Fuel cell electric passenger cars can travel up to 779km on a single tank of hydrogen offering similar ranges to a comparable internal combustion engine (ICE) vehicle. Compare that to a similar battery electric vehicle (BEV) that requires hours of charging for a couple of hundred km range.

REFUELLING TIME

A passenger fuel cell electric vehicle can be refuelled in 3 mins giving it a range of 500+km. A fuel cell electric bus or truck can be refuelled in 10 mins giving them ranges and duty cycles compared to the ICE equivalent. A typical BEV passenger vehicle requires 1-8 hours of charging.

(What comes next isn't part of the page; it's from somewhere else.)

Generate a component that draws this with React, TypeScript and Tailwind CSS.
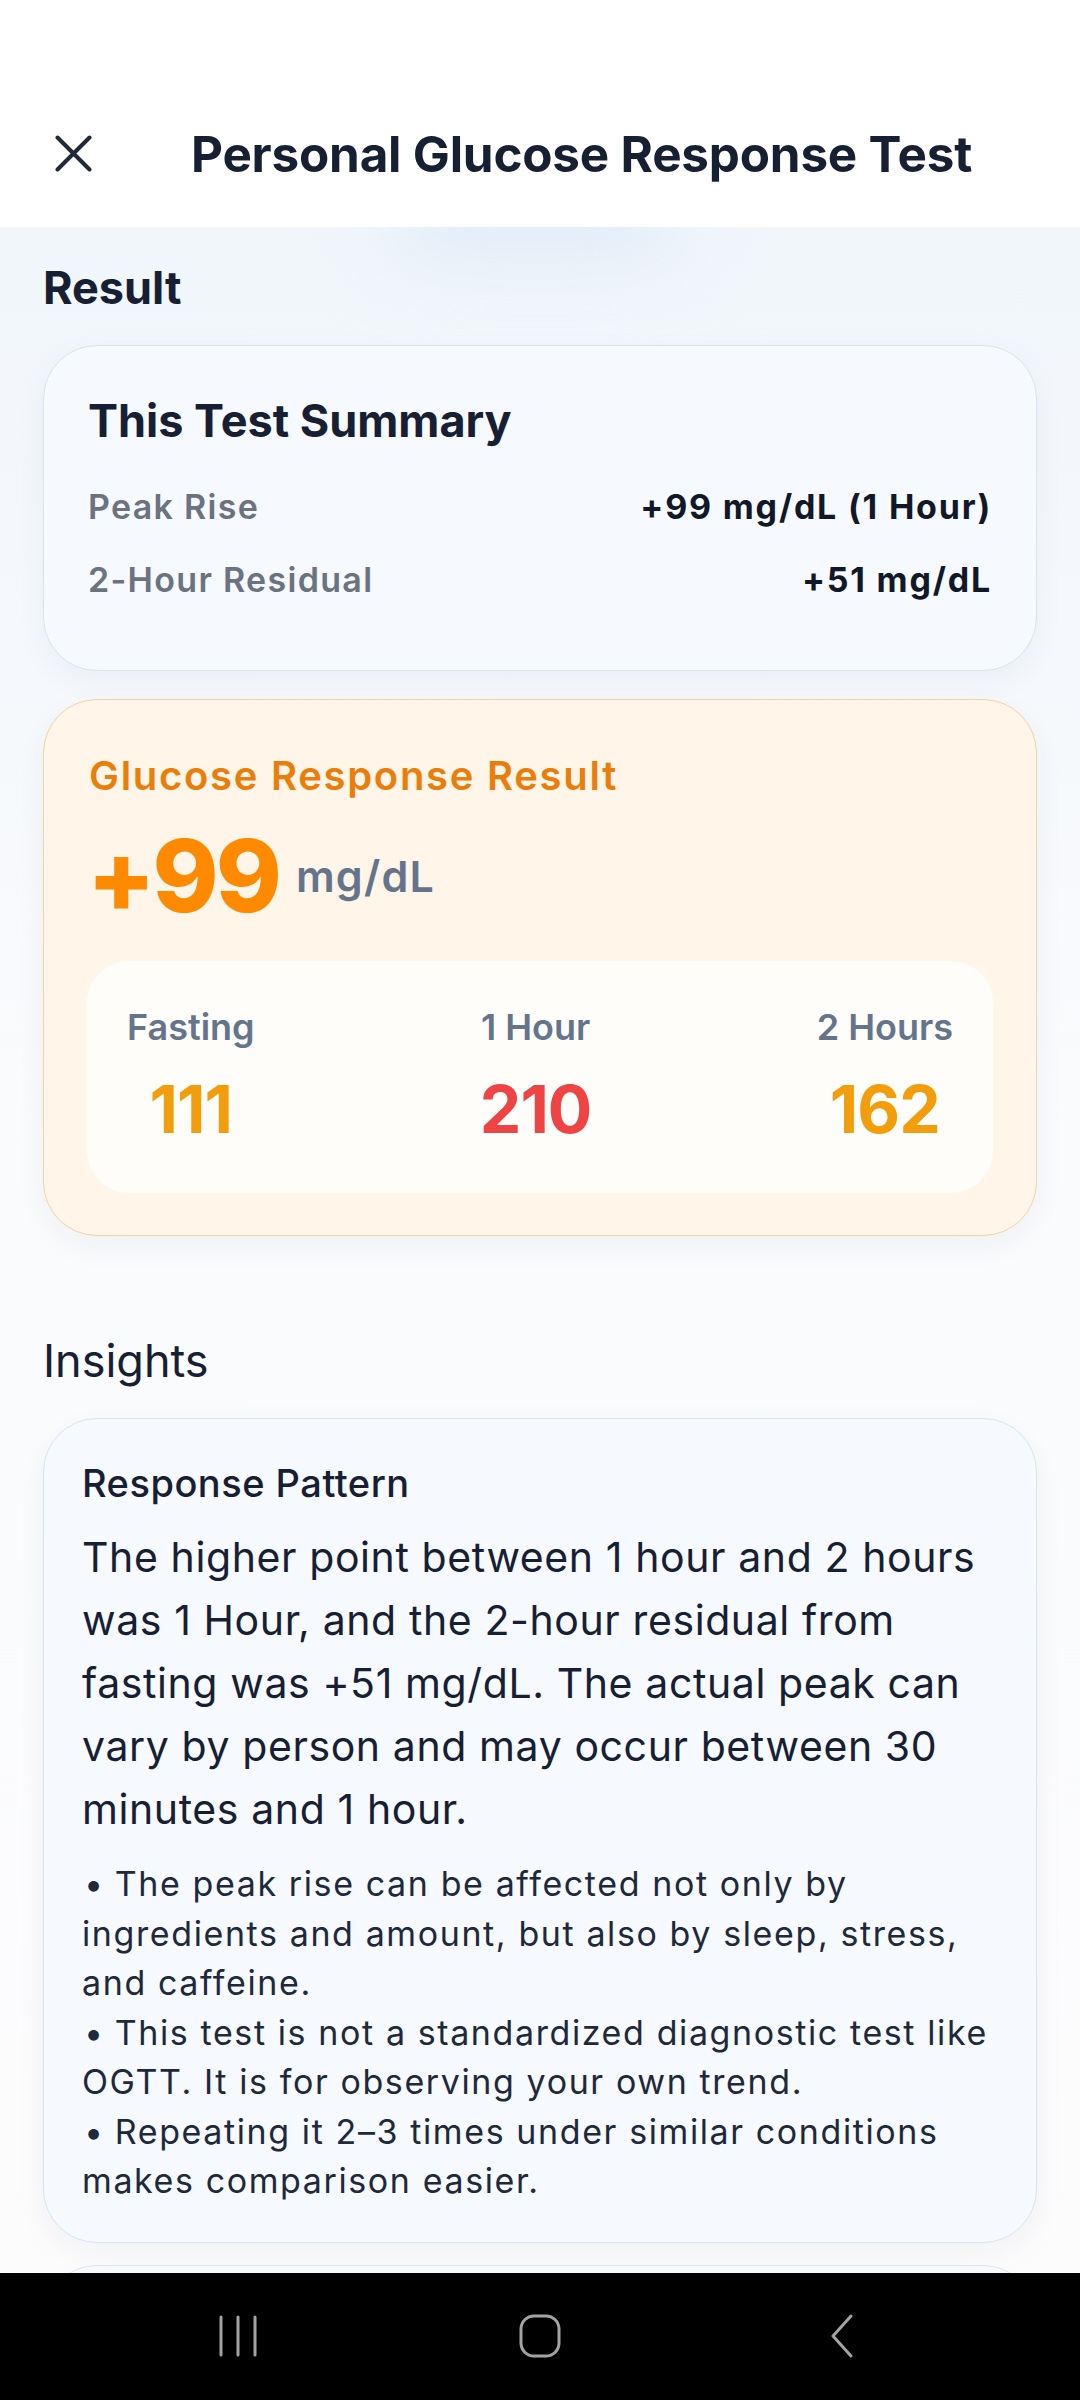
import React from 'react';

const font = { fontFamily: 'Inter, "Noto Sans", Arial, sans-serif' };

const readings = [
  { label: 'Fasting', value: '111', color: 'text-[#f29e0c]' },
  { label: '1 Hour', value: '210', color: 'text-[#ef4444]' },
  { label: '2 Hours', value: '162', color: 'text-[#f29e0c]' },
];

const bullets = [
  'The peak rise can be affected not only by ingredients and amount, but also by sleep, stress, and caffeine.',
  'This test is not a standardized diagnostic test like OGTT. It is for observing your own trend.',
  'Repeating it 2–3 times under similar conditions makes comparison easier.',
];

const SummaryRow: React.FC<{ label: string; value: string }> = ({ label, value }) => (
  <div className="flex items-center justify-between text-[34px] leading-[48px]">
    <span className="font-semibold tracking-[1.3px] text-[#6b7280]">{label}</span>
    <span className="font-bold tracking-[1.8px] text-[#111827]">{value}</span>
  </div>
);

const NavBar = () => (
  <div className="flex h-[127px] shrink-0 items-center justify-center bg-black pb-[2px]">
    <div className="flex w-[302px] justify-center">
      <svg width="40" height="42" viewBox="0 0 40 42" fill="none" stroke="#a3a3a3" strokeWidth="3" strokeLinecap="round">
        <path d="M3 2v38M20 2v38M37 2v38" />
      </svg>
    </div>
    <div className="flex w-[302px] justify-center">
      <svg width="42" height="44" viewBox="0 0 42 44" fill="none" stroke="#a3a3a3" strokeWidth="3">
        <rect x="2" y="2" width="38" height="40" rx="13" />
      </svg>
    </div>
    <div className="flex w-[302px] justify-center">
      <svg width="24" height="44" viewBox="0 0 24 44" fill="none" stroke="#a3a3a3" strokeWidth="3" strokeLinecap="round" strokeLinejoin="round">
        <path d="M21 2 3 22l18 20" />
      </svg>
    </div>
  </div>
);

export default function App() {
  return (
    <div className="flex h-[2400px] w-[1080px] flex-col overflow-hidden bg-white" style={font}>
      {/* header */}
      <header className="relative z-10 flex h-[227px] shrink-0 items-center bg-white pt-[80px] pl-[55px]">
        <svg width="37" height="37" viewBox="0 0 37 37" fill="none" stroke="#1f2937" strokeWidth="4" strokeLinecap="round">
          <path d="M2.5 2.5l32 32M34.5 2.5l-32 32" />
        </svg>
        <h1 className="ml-[99px] text-[49.4px] font-bold leading-[60px] tracking-[-0.2px] text-[#172033]">
          Personal Glucose Response Test
        </h1>
      </header>

      <main className="relative flex-1 overflow-hidden bg-linear-to-b from-[#f1f6fb] via-[#fafbfd] via-45% to-[#fcfcfd] px-[43px]">
        <div className="pointer-events-none absolute left-[390px] top-[-30px] h-[56px] w-[290px] rounded-full bg-[#dbe8f8] blur-2xl" />

        <h2 className="relative mt-[33px] text-[45px] font-bold leading-[56px] text-[#172033]">Result</h2>

        {/* summary card */}
        <section className="relative mt-[29px] rounded-[54px] border border-[#d8e4f3] bg-[#f6f9fd] px-[44px] pt-[47px] pb-[66px] shadow-[0_10px_30px_rgba(30,41,59,0.05)]">
          <h3 className="text-[45px] font-bold leading-[56px] text-[#172033]">This Test Summary</h3>
          <div className="mt-[34px] flex flex-col gap-[25px]">
            <SummaryRow label="Peak Rise" value="+99 mg/dL (1 Hour)" />
            <SummaryRow label="2-Hour Residual" value="+51 mg/dL" />
          </div>
        </section>

        {/* glucose response card */}
        <section className="relative mt-[28px] rounded-[54px] border border-[#f3d3a1] bg-[#fff5e9] px-[43px] pt-[51px] pb-[42px] shadow-[0_10px_30px_rgba(30,41,59,0.05)]">
          <h3 className="pl-[2px] text-[40px] font-semibold leading-[50px] tracking-[1.7px] text-[#ea7e0b]">Glucose Response Result</h3>
          <div className="mt-[25px] flex items-center gap-[17px]">
            <span className="text-[100px] font-extrabold leading-[100px] tracking-[-3px] text-[#ff8a00]">+99</span>
            <span className="text-[43px] font-semibold leading-[50px] tracking-[1.2px] text-[#64748b]">mg/dL</span>
          </div>
          <div className="mt-[35px] flex justify-between rounded-[42px] bg-[#fffdfa] px-[40px] pt-[44px] pb-[51px]">
            {readings.map((r) => (
              <div key={r.label} className="flex flex-col items-center">
                <span className="text-[36px] font-semibold leading-[44px] text-[#64748b]">{r.label}</span>
                <span className={`mt-[27px] text-[66px] font-bold leading-[66px] tracking-[-1px] ${r.color}`}>{r.value}</span>
              </div>
            ))}
          </div>
        </section>

        {/* insights */}
        <h2 className="relative mt-[97px] text-[45px] font-normal leading-[56px] text-[#172033]">Insights</h2>

        <section className="relative mt-[29px] rounded-[54px] border border-[#d8e4f3] bg-[#f6f9fd] px-[38px] pt-[41px] pb-[36px] shadow-[0_10px_30px_rgba(30,41,59,0.05)]">
          <h3 className="text-[38px] font-medium leading-[46px] tracking-[0.5px] text-[#172033]">Response Pattern</h3>
          <p className="mt-[20px] text-[41px] leading-[63px] tracking-[0.6px] text-[#172033]">
            The higher point between 1 hour and 2 hours was 1 Hour, and the 2-hour residual from fasting was +51 mg/dL. The actual peak can vary by person and may occur between 30 minutes and 1 hour.
          </p>
          <div className="mt-[18px] text-[34px] leading-[49.5px] tracking-[1.6px] text-[#1e293b]">
            {bullets.map((b) => (
              <p key={b}>
                <span className="mr-[10px] ml-[2px]">•</span>
                {b}
              </p>
            ))}
          </div>
        </section>

        <section className="relative mt-[22px] h-[200px] rounded-[54px] border border-[#d8e4f3] bg-[#f6f9fd]" />
      </main>

      <NavBar />
    </div>
  );
}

END OF LIFE SUSTAINABILITY

Fuel cell stacks are highly recyclable at the end of life of a fuel cell electric vehicle. Even the platinum from the MEA can be recovered and reused, as can the other metal components. However, lithium-ion batteries have limited potential for recycling and this creates a negative environmental impact when it comes to disposing of these.

BUSES AND HEAVY GOODS VEHICLES

As battery electric vehicles get heavier they require more batteries to move them further but the extra batteries create additional weight without the attendant increases in range. For example, a 12 wheeler truck would require 8-tonnes of batteries to power it. This then impacts on the economics of the freight-carrying business. Because hydrogen is very energy dense and almost weight-less the fuel cell system and hydrogen tank do not weight much more than the equivalent ICE engine giving the truck or bus similar ranges to it ICE counterpart.